**SUPPLIED RECORDS**
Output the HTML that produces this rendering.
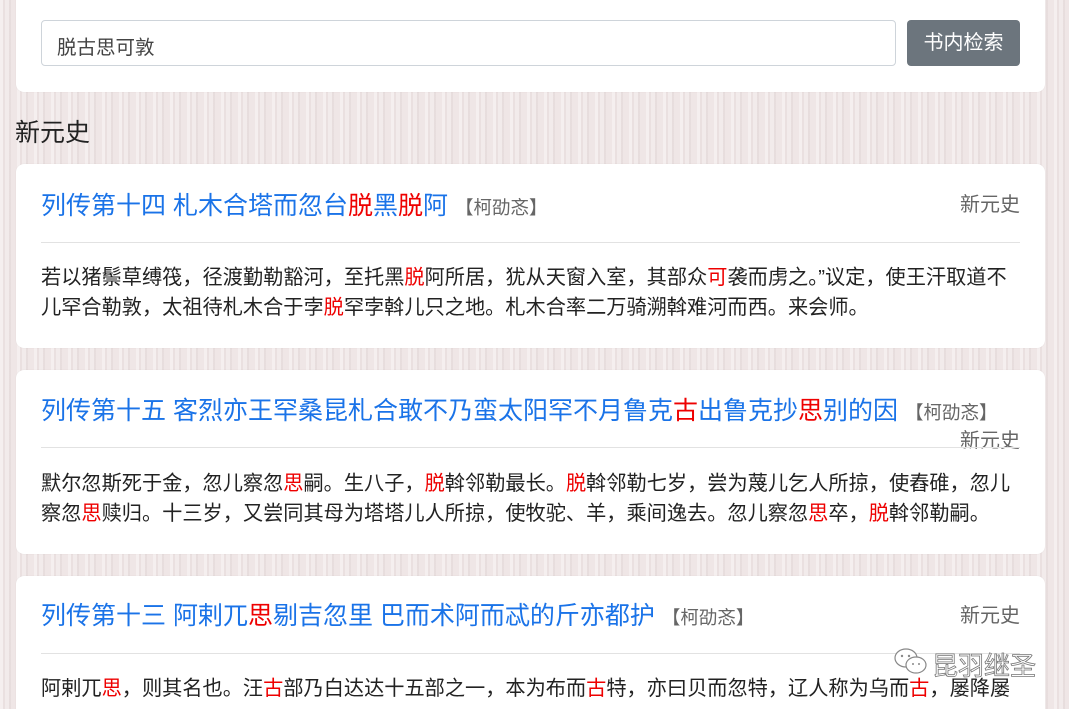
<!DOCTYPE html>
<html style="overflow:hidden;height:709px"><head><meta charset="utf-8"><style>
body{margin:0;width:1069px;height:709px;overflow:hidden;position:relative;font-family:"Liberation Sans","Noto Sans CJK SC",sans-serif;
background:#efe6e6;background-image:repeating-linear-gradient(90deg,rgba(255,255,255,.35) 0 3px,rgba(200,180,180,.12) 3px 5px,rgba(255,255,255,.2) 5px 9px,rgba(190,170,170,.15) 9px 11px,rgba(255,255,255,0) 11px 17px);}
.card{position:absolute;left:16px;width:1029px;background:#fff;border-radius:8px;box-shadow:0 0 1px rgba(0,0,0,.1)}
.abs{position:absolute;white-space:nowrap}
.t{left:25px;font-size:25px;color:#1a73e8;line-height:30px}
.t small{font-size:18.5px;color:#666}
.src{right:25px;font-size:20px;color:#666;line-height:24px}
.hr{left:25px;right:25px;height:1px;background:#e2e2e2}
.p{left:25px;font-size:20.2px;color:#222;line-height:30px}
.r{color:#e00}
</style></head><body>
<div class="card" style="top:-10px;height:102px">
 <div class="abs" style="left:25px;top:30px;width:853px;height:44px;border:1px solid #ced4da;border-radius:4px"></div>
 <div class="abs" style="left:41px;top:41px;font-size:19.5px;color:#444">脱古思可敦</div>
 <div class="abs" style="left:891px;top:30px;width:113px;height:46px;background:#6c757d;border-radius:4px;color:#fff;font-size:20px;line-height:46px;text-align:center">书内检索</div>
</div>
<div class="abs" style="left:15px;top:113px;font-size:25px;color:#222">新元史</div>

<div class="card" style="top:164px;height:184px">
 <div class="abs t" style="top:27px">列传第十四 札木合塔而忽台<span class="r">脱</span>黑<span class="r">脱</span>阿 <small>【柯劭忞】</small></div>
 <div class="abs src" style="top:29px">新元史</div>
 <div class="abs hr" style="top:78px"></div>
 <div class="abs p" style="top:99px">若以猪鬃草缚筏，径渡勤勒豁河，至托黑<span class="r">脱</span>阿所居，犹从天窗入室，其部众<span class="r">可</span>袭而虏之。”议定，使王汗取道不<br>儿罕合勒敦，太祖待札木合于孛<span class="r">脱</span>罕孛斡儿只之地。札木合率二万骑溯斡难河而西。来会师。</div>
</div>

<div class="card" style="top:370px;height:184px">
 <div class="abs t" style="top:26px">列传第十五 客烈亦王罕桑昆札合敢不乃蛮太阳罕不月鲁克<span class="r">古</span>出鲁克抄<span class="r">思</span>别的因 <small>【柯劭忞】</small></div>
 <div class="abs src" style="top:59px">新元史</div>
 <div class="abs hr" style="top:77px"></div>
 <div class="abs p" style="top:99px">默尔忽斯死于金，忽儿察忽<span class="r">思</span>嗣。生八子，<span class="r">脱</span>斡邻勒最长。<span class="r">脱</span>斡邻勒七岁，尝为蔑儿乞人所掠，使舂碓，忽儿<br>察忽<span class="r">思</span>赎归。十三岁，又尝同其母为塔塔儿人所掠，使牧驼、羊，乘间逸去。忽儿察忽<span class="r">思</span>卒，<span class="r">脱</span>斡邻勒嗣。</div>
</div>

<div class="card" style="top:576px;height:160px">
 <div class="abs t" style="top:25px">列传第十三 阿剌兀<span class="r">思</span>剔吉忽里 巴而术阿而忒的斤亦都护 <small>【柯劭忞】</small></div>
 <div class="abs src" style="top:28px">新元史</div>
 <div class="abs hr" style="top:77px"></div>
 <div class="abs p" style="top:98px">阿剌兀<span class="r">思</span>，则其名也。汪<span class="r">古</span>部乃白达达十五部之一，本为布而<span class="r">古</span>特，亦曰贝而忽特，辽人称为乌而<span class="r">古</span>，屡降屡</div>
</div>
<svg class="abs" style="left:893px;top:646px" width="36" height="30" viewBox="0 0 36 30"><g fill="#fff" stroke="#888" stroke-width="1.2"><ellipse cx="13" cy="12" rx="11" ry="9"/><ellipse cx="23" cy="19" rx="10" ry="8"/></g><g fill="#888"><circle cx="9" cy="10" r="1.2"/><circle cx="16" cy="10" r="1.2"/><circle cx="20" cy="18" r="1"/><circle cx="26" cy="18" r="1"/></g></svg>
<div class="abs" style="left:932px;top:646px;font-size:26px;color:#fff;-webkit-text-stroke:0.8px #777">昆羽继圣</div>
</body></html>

...

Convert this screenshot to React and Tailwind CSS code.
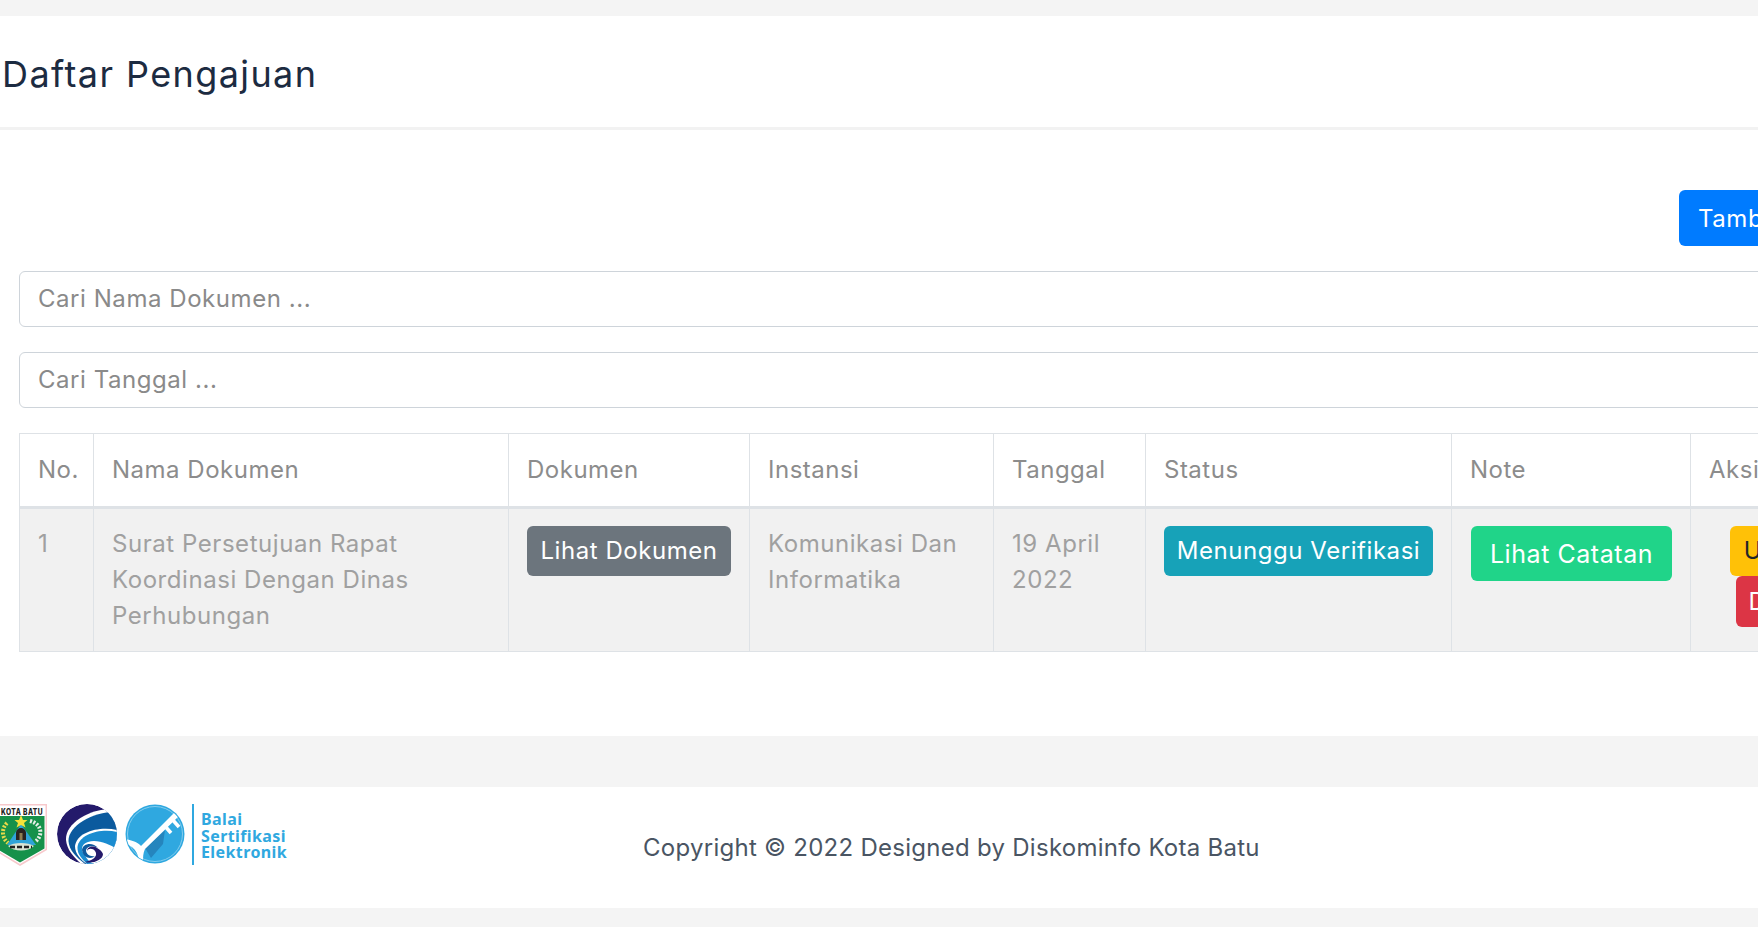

...

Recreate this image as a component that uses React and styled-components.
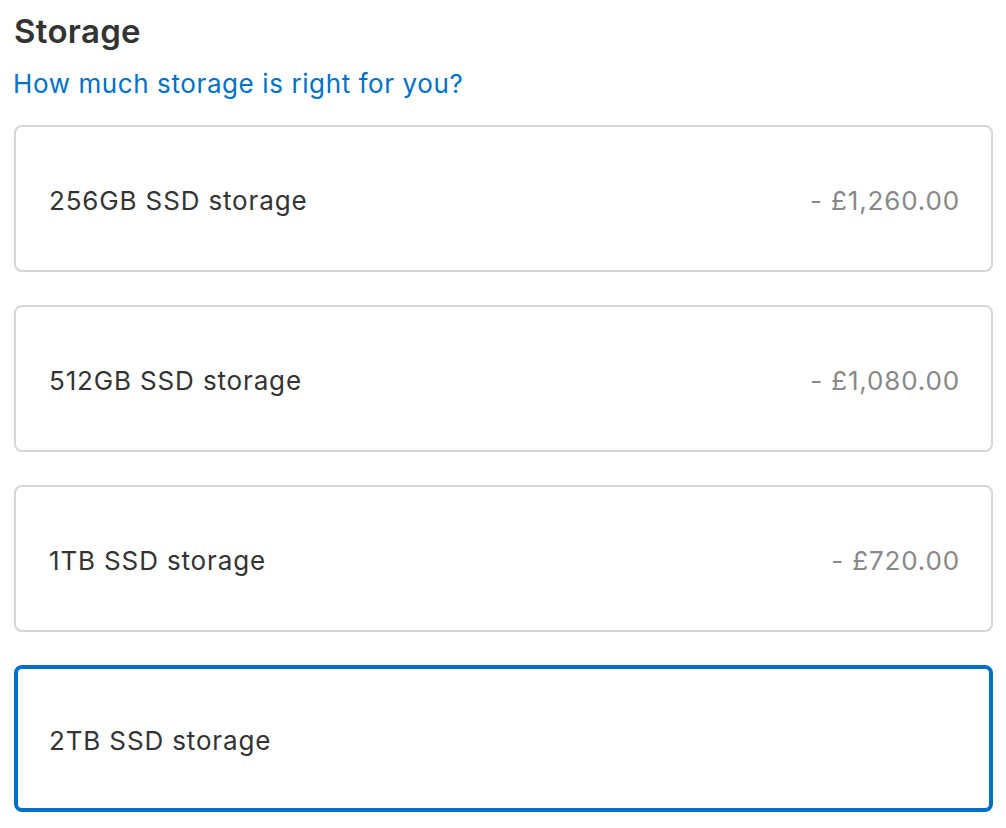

**WHAT TO WORK ON**
Gather all lines where the word "React" appears.

**REPLY TO THE EXERCISE**
Convert this screenshot to React and Tailwind CSS code.
Recreate this image as a component that uses React and styled-components.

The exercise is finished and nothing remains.